M. Latif Yıldız

M. Latif Yıldız

Bu savaş neden yeniden başladı?

Bu savaş neden yeniden başladı?

Hikâyenin başı da sonu da belli ya; yine de bu savaş neden yeniden başladığını kısaltabildiğim kadarı ile özetleyerek yazacağım. Her şey Suruç katliamı ile başladı gibi bilinse de olayların gerçek boyutu hiç te öyle değildir. Suruç sadece sebebin sonuç planıydı.

Hatırlayın AKP bir zamanlar halkın desteğini almak için askeri cuntacı ilan etti, AB normları için can atan en demokratik maskesini giydi. Ve biz saf, iyi niyetliler reform gelecek, Cuntacıların anayasası değişecek demokrasi olacak, Kürd, alevi, roman, azınlık sorunları tek tek çözülecek, yaşam ve yaşatmak geri gelecek diye umutlandık.

Ama AKP, son YAŞ kararları ile asker-sivil koalisyonu kurarak “güçlü ordu”, “güçlü millet”, “güçlü devlet” anlayışına geri döneceğini; Diyarbakır Bölge Jandarma Komutanlığına 1994’te Derik’te 13 köylünün yargısız infaz ile Çorum’da yargılanıp beraat ettirilen askerin getirilerek Kürd sorununu 1990’larda olduğu gibi güvenliğe havale edeceklerini bilemedik.

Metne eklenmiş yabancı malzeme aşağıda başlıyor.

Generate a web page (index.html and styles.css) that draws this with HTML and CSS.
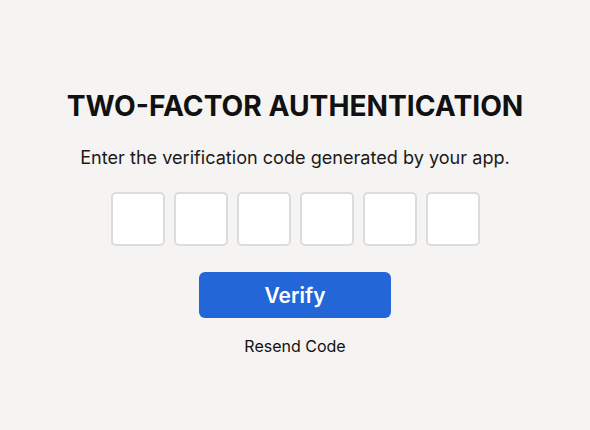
FILE: index.html
```html
<!DOCTYPE html>
<html lang="en">
<head>
    <meta charset="UTF-8">
    <meta name="viewport" content="width=device-width, initial-scale=1.0">
    <title>Two-Factor Authentication</title>
    <link rel="stylesheet" href="styles.css">
</head>
<body>
    <div id="auth-screen">
        <h1>TWO-FACTOR AUTHENTICATION</h1>
        <p>Enter the verification code generated by your app.</p>
        <div id="code-inputs">
            <input type="text" class="digit" maxlength="1">
            <input type="text" class="digit" maxlength="1">
            <input type="text" class="digit" maxlength="1">
            <input type="text" class="digit" maxlength="1">
            <input type="text" class="digit" maxlength="1">
            <input type="text" class="digit" maxlength="1">
        </div>
        <button class="verify-btn">Verify</button>
        <a class="resend" href="#">Resend Code</a>
    </div>
</body>
</html>
```

FILE: styles.css
```css
body, html {
    margin: 0;
    padding: 0;
    font-family: Inter, "Liberation Sans", Arial, sans-serif;
    height: 100%;
    background-color: #f5f4f2;
    color: #111;
}
#auth-screen {
    display: flex;
    flex-direction: column;
    align-items: center;
    padding-top: 89px;
}
#auth-screen h1 {
    font-size: 28.2px;
    font-weight: 700;
    margin: 0;
    line-height: 34px;
}
#auth-screen p {
    font-size: 18.1px;
    margin: 22px 0 0;
    line-height: 24px;
    color: #1a1a1a;
}
#code-inputs {
    display: flex;
    gap: 9px;
    margin-top: 23px;
}
.digit {
    width: 54px;
    height: 54px;
    box-sizing: border-box;
    border: 2px solid #dcdcdc;
    border-radius: 5px;
    background: #fff;
    margin: 0;
    padding: 0;
    text-align: center;
    font-size: 22px;
}
.verify-btn {
    margin-top: 26px;
    width: 192px;
    height: 46px;
    border: none;
    border-radius: 6px;
    background-color: #2366d8;
    color: #fff;
    font-family: inherit;
    font-size: 21px;
    font-weight: 600;
    cursor: pointer;
}
.resend {
    margin-top: 18px;
    font-size: 16px;
    color: #111;
    text-decoration: none;
    line-height: 20px;
}
```
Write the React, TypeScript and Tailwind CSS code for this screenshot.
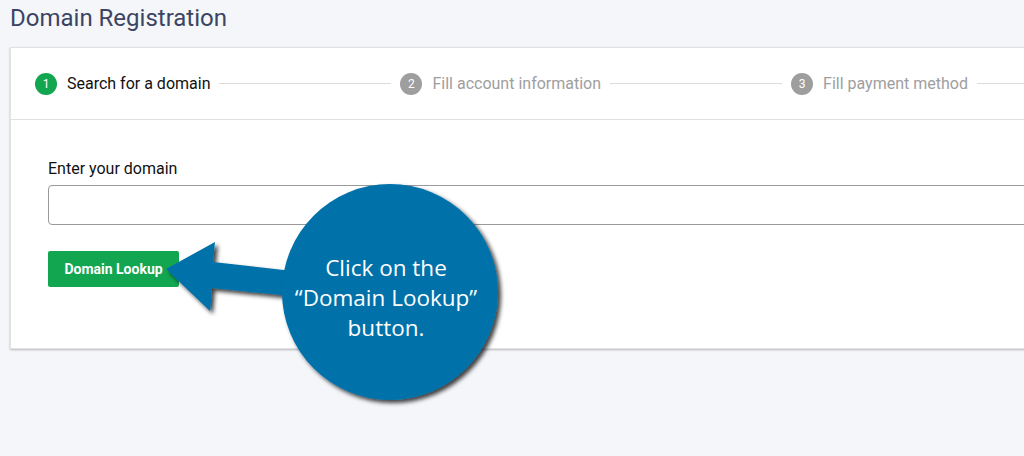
import React from "react";

const steps = [
  { n: 1, label: "Search for a domain", active: true },
  { n: 2, label: "Fill account information", active: false },
  { n: 3, label: "Fill payment method", active: false },
];

function Callout() {
  return (
    <>
      <svg
        className="absolute inset-0 pointer-events-none"
        width={1024}
        height={456}
        viewBox="0 0 1024 456"
      >
        <defs>
          <filter id="shadow" x="-20%" y="-20%" width="140%" height="140%">
            <feDropShadow dx="3" dy="3" stdDeviation="2" floodColor="#000" floodOpacity="0.75" />
          </filter>
        </defs>
        <polygon
          points="166,269 215,242 213,262 310,273 310,298 212,288 210,311"
          fill="#0071a9"
          filter="url(#shadow)"
        />
        <circle cx="390" cy="292" r="108" fill="#0071a9" filter="url(#shadow)" />
      </svg>
      <div className="absolute left-[276px] top-[253px] w-[220px] text-center text-white text-[22.5px] leading-[30px] font-['Open_Sans',sans-serif]">
        <div>Click on the</div>
        <div>“Domain Lookup”</div>
        <div>button.</div>
      </div>
    </>
  );
}

export default function App() {
  return (
    <div className="relative w-[1024px] h-[456px] overflow-hidden bg-[#f5f6fa] font-['Roboto',sans-serif]">
      <div className="h-[47px] pl-[10px] pt-[5px] text-[24px] leading-[27px] text-[#3b4563] whitespace-nowrap">
        Domain Registration
      </div>

      <div className="ml-[10px] w-[1100px] bg-white border border-[#e2e2e2] shadow-[0_1px_2px_rgba(0,0,0,0.25)]">
        {/* stepper */}
        <div className="h-[72px] border-b border-[#e0e0e0] pl-[24px] flex items-center overflow-hidden">
          {steps.map((s) => (
            <div key={s.n} className="flex items-center shrink-0">
              <div
                className={`shrink-0 w-[22px] h-[22px] rounded-full flex items-center justify-center text-[12px] text-white ${
                  s.active ? "bg-[#12a650]" : "bg-[#9e9e9e]"
                }`}
              >
                {s.n}
              </div>
              <span
                className={`ml-[10px] text-[16px] whitespace-nowrap ${
                  s.active ? "text-[#111]" : "text-[#9e9e9e]"
                }`}
              >
                {s.label}
              </span>
              <div className="shrink-0 mx-[9px] w-[172px] h-px bg-[#dcdcdc]" />
            </div>
          ))}
        </div>

        {/* form */}
        <div className="pl-[37px] pt-[39px] pb-[61px]">
          <div className="text-[16px] leading-[20px] text-[#111]">Enter your domain</div>
          <input
            type="text"
            className="mt-[6px] block w-[1040px] h-[40px] rounded-[4px] border border-[#9a9a9a] bg-white"
          />
          <button className="mt-[26px] w-[131px] h-[36px] rounded-[2px] bg-[#12a650] text-white text-[14px] font-bold">
            Domain Lookup
          </button>
        </div>
      </div>

      <Callout />
    </div>
  );
}
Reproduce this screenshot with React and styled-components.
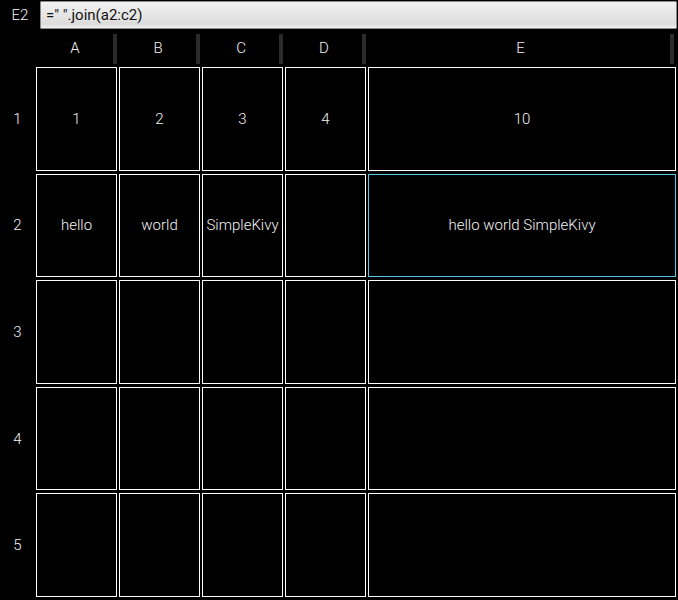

Ben ki 45 yıl gazetecilik, yazarlık yapmama rağmen “değişim ve dönüşüm” zokasını yutarak AB standardını bizim için olmasa da kendileri için getirecekleri fikrine inandırdılar.

Aslında sağlamcıydım, ama hayal etmek, umut etmek, iyi niyetli olmak için bir engel yoktur. Gidişin yeniden devlet eliyle katliama dönüşeceğini, savaşın yeniden başlayacağını nasıl tahmin edebilirdik ki. Suruç’a giden o her ırk, bölge ve ilden gençlerin devletin bilgisi dâhilinde katliama uğrayacaklarını nasıl bilebilirdik ki? Bir tek polis yaralanmazken, Bülent Arınç’ın “niçin HDP’li ölmedi” kin ve nefretin hangi boyuta geldiğini tahmin edemedik.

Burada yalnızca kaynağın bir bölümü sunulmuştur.